Holiday albums were almost de rigueur for popular singers, but because of Barbra’s renowned Jewishness, some observers raised an eyebrow, especially since many of Streisand’s song selections were religious rather than secular (“Silent Night,” “Ave Maria”). Columbia rushed the album into release in October 1967, and Barbra’s fans and music critics alike greeted it warmly. As it turned out, there were few objections from either Jewish or Christian organizations. By now Barbra Streisand had become so interwoven into the broad fabric of American popular culture that her religion mattered not a whit when it came to what she sang.

 

 

F
UNNY GIRL PLAYED
for over a year at its exclusive-run theaters in the United States before going into wider general release, an unprecedented run. Barbra had achieved her greatest dream: now she was indeed a
movie star.
She had conquered every major realm of show business, and she might have been the happiest woman in the world.
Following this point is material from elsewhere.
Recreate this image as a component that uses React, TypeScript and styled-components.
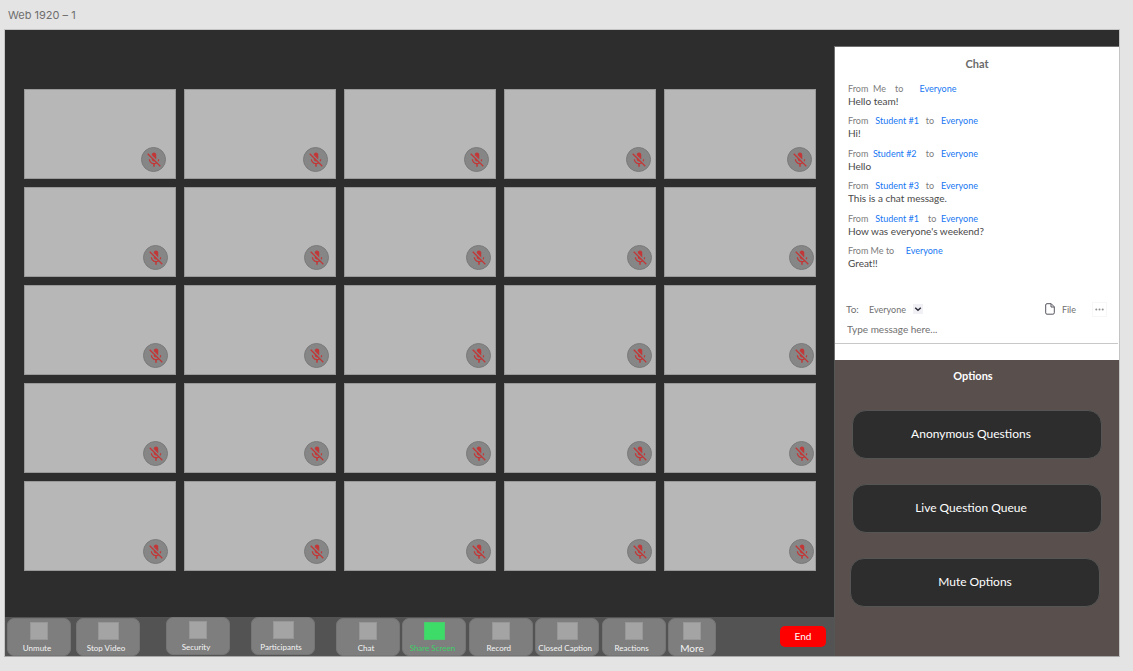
import React from "react";
import styled, { createGlobalStyle } from "styled-components";
import { MdMicOff } from "react-icons/md";

const GlobalStyle = createGlobalStyle`
  *, *::before, *::after { box-sizing: border-box; }
  body {
    margin: 0;
    background: #e4e4e4;
    font-family: Lato, "Open Sans", sans-serif;
  }
  button, input, select { font-family: inherit; }
`;

const Page = styled.div`
  padding: 0 13px 14px 4px;
`;

const ArtboardName = styled.h1`
  margin: 0;
  padding: 1px 4px 0;
  height: 29px;
  font: 400 11px/29px Inter, sans-serif;
  color: #6e6e6e;
`;

const Artboard = styled.div`
  display: grid;
  grid-template-columns: minmax(0, 1fr) 285px;
  border: 1px solid #c4c4c4;
  border-bottom-color: #a8a8a8;
  background: #2d2d2d;
`;

const Meeting = styled.main`
  display: flex;
  flex-direction: column;
  justify-content: space-between;
`;

const Gallery = styled.div`
  display: grid;
  grid-template-columns: repeat(5, minmax(0, 1fr));
  gap: 8px;
  padding: 59px 18px 0 19px;
`;

const Tile = styled.div<{ $inset: number }>`
  display: flex;
  justify-content: flex-end;
  align-items: flex-end;
  height: 90px;
  padding: 0 ${(p) => p.$inset}px 6px 0;
  border: 1px solid #999;
  background: #b7b7b7;
`;

const MutedBadge = styled.span`
  display: flex;
  align-items: center;
  justify-content: center;
  width: 25px;
  height: 25px;
  border: 1px solid #7a7a7a;
  border-radius: 50%;
  background: #868686;
  color: #c23838;
`;

const Toolbar = styled.div`
  display: flex;
  align-items: flex-start;
  height: 39px;
  padding-left: 2px;
  background: #535353;
`;

const ToolGroup = styled.div<{ $lead?: number; $gap?: number; $width?: number; $top?: number }>`
  display: flex;
  justify-content: space-between;
  gap: ${(p) => p.$gap ?? 0}px;
  width: ${(p) => (p.$width ? `${p.$width}px` : "auto")};
  margin: ${(p) => p.$top ?? 1}px 0 0 ${(p) => p.$lead ?? 0}px;
`;

const Tool = styled.button<{ $active?: boolean; $narrow?: boolean }>`
  display: flex;
  flex-direction: column;
  align-items: center;
  width: ${(p) => (p.$narrow ? 48 : 64)}px;
  height: 38px;
  padding: 3px 0 0;
  border: 1px solid #757575;
  border-radius: 7px;
  background: #7e7e7e;
  color: ${(p) => (p.$active ? "#3fce68" : "#f4f4f4")};
`;

const ToolGlyph = styled.span<{ $active?: boolean; $wide?: boolean }>`
  flex: none;
  width: ${(p) => (p.$wide ? 21 : 18)}px;
  height: 18px;
  border: 1px solid ${(p) => (p.$active ? "#48cc6c" : "#979797")};
  background: ${(p) => (p.$active ? "#3ddc68" : "#a4a4a4")};
`;

const ToolLabel = styled.span<{ $large?: boolean }>`
  padding: 2px ${(p) => (p.$large ? 0 : 4)}px 0 0;
  font-size: ${(p) => (p.$large ? 10 : 8)}px;
  line-height: 12px;
  white-space: nowrap;
`;

const EndButton = styled.button`
  width: 46px;
  height: 21px;
  margin: 9px 8px 0 auto;
  padding: 0;
  border: 0;
  border-radius: 5px;
  background: #ff0000;
  color: #fff;
  font-size: 10px;
  line-height: 21px;
`;

const Sidebar = styled.aside`
  display: flex;
  flex-direction: column;
  padding-top: 16px;
`;

const ChatPanel = styled.section`
  height: 314px;
  border: solid #707070;
  border-width: 1px 0 0 1px;
  background: #fff;
`;

const PanelTitle = styled.h2<{ $light?: boolean }>`
  margin: 0;
  padding: ${(p) => (p.$light ? "8px 8px 0 0" : "9px 0 0")};
  font-size: 11px;
  font-weight: 700;
  line-height: 15px;
  text-align: center;
  color: ${(p) => (p.$light ? "#fff" : "#6a6a6a")};
`;

const MessageList = styled.ul`
  display: flex;
  flex-direction: column;
  justify-content: space-between;
  height: 187px;
  margin: 12px 0 0;
  padding: 0 0 0 13px;
  list-style: none;
`;

const Route = styled.div`
  font-size: 9px;
  line-height: 12px;
  white-space: pre;
  color: #7c7c7c;
`;

const Person = styled.a`
  color: #1877f2;
  text-decoration: none;
`;

const MessageText = styled.p`
  margin: 0;
  font-size: 10px;
  line-height: 13px;
  color: #484848;
`;

const ComposeBar = styled.div`
  display: flex;
  align-items: center;
  height: 16px;
  margin-top: 31px;
  padding: 0 12px 0 11px;
  color: #707070;
`;

const ToLabel = styled.label`
  width: 23px;
  font-size: 10px;
`;

const SelectWrap = styled.span`
  position: relative;
  display: flex;
  align-items: center;
`;

const Recipient = styled.select`
  appearance: none;
  width: 54px;
  height: 16px;
  padding: 0;
  border: 0;
  background: transparent;
  font-size: 9px;
  color: #707070;
`;

const SelectArrow = styled.svg`
  position: absolute;
  right: 0;
  top: 3px;
  background: #f0f0f5;
  pointer-events: none;
`;

const FileButton = styled.button`
  display: flex;
  align-items: center;
  gap: 7px;
  margin-left: auto;
  padding: 0;
  border: 0;
  background: transparent;
  font-size: 9px;
  color: #707070;
`;

const MoreButton = styled.button`
  display: flex;
  align-items: center;
  justify-content: center;
  width: 15px;
  height: 15px;
  margin-left: 16px;
  padding: 0;
  border: 1px solid #f7f7f9;
  background: #fff;
`;

const MessageInput = styled.input`
  display: block;
  width: calc(100% - 1px);
  height: 27px;
  padding: 0 12px 2px;
  border: 0;
  border-bottom: 1px solid #c8c8c8;
  background: transparent;
  font-size: 10px;
  color: #484848;
  outline: none;
  &::placeholder { color: #707070; opacity: 1; }
`;

const OptionsPanel = styled.section`
  flex: 1;
  padding-bottom: 49px;
  border-left: 1px solid #555;
  background: #594f4d;
`;

const OptionList = styled.div`
  display: flex;
  flex-direction: column;
  gap: 25px;
  padding: 27px 17px 0;
`;

const OptionButton = styled.button<{ $pulled?: boolean }>`
  height: 49px;
  margin: ${(p) => (p.$pulled ? "0 2px 0 -2px" : "0")};
  padding: 0 ${(p) => (p.$pulled ? 0 : 12)}px 2px 0;
  border: 1px solid #555;
  border-radius: 14px;
  background: #2d2d2d;
  color: #fff;
  font-size: 12px;
`;

type ToolItem = { label: string; wide?: boolean; active?: boolean; narrow?: boolean };

const mediaTools: ToolItem[] = [{ label: "Unmute" }, { label: "Stop Video", wide: true }];
const hostTools: ToolItem[] = [{ label: "Security" }, { label: "Participants", wide: true }];
const shareTools: ToolItem[] = [
  { label: "Chat" },
  { label: "Share Screen", wide: true, active: true },
  { label: "Record" },
  { label: "Closed Caption", wide: true },
  { label: "Reactions" },
  { label: "More", narrow: true },
];

const messages = [
  { lead: "From  ", from: "Me", mid: "    to       ", text: "Hello team!", me: true },
  { lead: "From   ", from: "Student #1", mid: "   to   ", text: "Hi!" },
  { lead: "From  ", from: "Student #2", mid: "    to   ", text: "Hello" },
  { lead: "From   ", from: "Student #3", mid: "   to   ", text: "This is a chat message." },
  { lead: "From   ", from: "Student #1", mid: "    to  ", text: "How was everyone's weekend?" },
  { lead: "From ", from: "Me", mid: " to     ", text: "Great!!", me: true },
];

// Distance of the muted badge from the right edge of its tile, per column.
const firstRowInsets = [9, 7, 6, 4, 3];
const rowInsets = [7, 6, 4, 3, 1];
const gallery = [firstRowInsets, rowInsets, rowInsets, rowInsets, rowInsets];

function Tools({ items }: { items: ToolItem[] }) {
  return (
    <>
      {items.map((t) => (
        <Tool key={t.label} type="button" $active={t.active} $narrow={t.narrow}>
          <ToolGlyph $active={t.active} $wide={t.wide} />
          <ToolLabel $large={t.narrow}>{t.label}</ToolLabel>
        </Tool>
      ))}
    </>
  );
}

export default function App() {
  return (
    <>
      <GlobalStyle />
      <Page>
        <ArtboardName>Web 1920 – 1</ArtboardName>
        <Artboard>
          <Meeting>
            <Gallery>
              {gallery.map((row, r) =>
                row.map((inset, c) => (
                  <Tile key={`${r}-${c}`} $inset={inset}>
                    <MutedBadge>
                      <MdMicOff size={18} />
                    </MutedBadge>
                  </Tile>
                ))
              )}
            </Gallery>
            <Toolbar>
              <ToolGroup $gap={5}>
                <Tools items={mediaTools} />
              </ToolGroup>
              <ToolGroup $lead={26} $gap={21} $top={0}>
                <Tools items={hostTools} />
              </ToolGroup>
              <ToolGroup $lead={21} $width={380}>
                <Tools items={shareTools} />
              </ToolGroup>
              <EndButton type="button">End</EndButton>
            </Toolbar>
          </Meeting>
          <Sidebar>
            <ChatPanel>
              <PanelTitle>Chat</PanelTitle>
              <MessageList>
                {messages.map((m, i) => (
                  <li key={i}>
                    <Route>
                      {m.lead}
                      {m.me ? m.from : <Person href="#sender">{m.from}</Person>}
                      {m.mid}
                      <Person href="#everyone">Everyone</Person>
                    </Route>
                    <MessageText>{m.text}</MessageText>
                  </li>
                ))}
              </MessageList>
              <ComposeBar>
                <ToLabel htmlFor="recipient">To:</ToLabel>
                <SelectWrap>
                  <Recipient id="recipient" defaultValue="Everyone">
                    <option>Everyone</option>
                  </Recipient>
                  <SelectArrow width="10" height="10" viewBox="0 0 10 10" aria-hidden="true">
                    <path d="M2.2 3.8 5 6.3 7.8 3.8" fill="none" stroke="#2b2b38" strokeWidth="1.5" />
                  </SelectArrow>
                </SelectWrap>
                <FileButton type="button">
                  <svg width="10" height="12" viewBox="0 0 10 12" fill="none" stroke="#55555f" aria-hidden="true">
                    <path d="M2 .7h4.2l3.1 3.1v6a1.4 1.4 0 0 1-1.4 1.4H2A1.3 1.3 0 0 1 .7 9.9V2A1.3 1.3 0 0 1 2 .7Z" />
                    <path d="M6 .8V4h3.2" />
                  </svg>
                  File
                </FileButton>
                <MoreButton type="button" aria-label="More chat options">
                  <svg width="9" height="3" viewBox="0 0 9 3" fill="#909090" aria-hidden="true">
                    <circle cx="1.3" cy="1.5" r="1" />
                    <circle cx="4.5" cy="1.5" r="1" />
                    <circle cx="7.7" cy="1.5" r="1" />
                  </svg>
                </MoreButton>
              </ComposeBar>
              <MessageInput aria-label="Message" placeholder="Type message here..." />
            </ChatPanel>
            <OptionsPanel>
              <PanelTitle $light>Options</PanelTitle>
              <OptionList>
                <OptionButton type="button">Anonymous Questions</OptionButton>
                <OptionButton type="button">Live Question Queue</OptionButton>
                <OptionButton type="button" $pulled>
                  Mute Options
                </OptionButton>
              </OptionList>
            </OptionsPanel>
          </Sidebar>
        </Artboard>
      </Page>
    </>
  );
}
But in a sadly real Hollywood cliche, her marriage had come to an end.

 

The Goulds made a joint announcement of their separation on February 13, 1969. Barbra seemed to hope for an eventual reconciliation. “We are separating not to destroy our marriage but to save it,” she told a reporter. Conventional wisdom had it that the Gould marriage was destroyed by one partner’s career exploding while the other’s languished. Certainly this was part of the problem. “Her success was painful to me,” Elliott admitted to
Playboy
in 1970. “When Barbra became an enormous celebrity, I tried my damnedest not to take seriously the fact that I wasn’t.... But when we went out in public, which was seldom, it was devastating to me. I didn’t want to be there. I wanted to go someplace as
me.
And yet I felt an obligation to attend to my wife, no matter who the fuck people thought I was... Mr. Streisand or whatever.”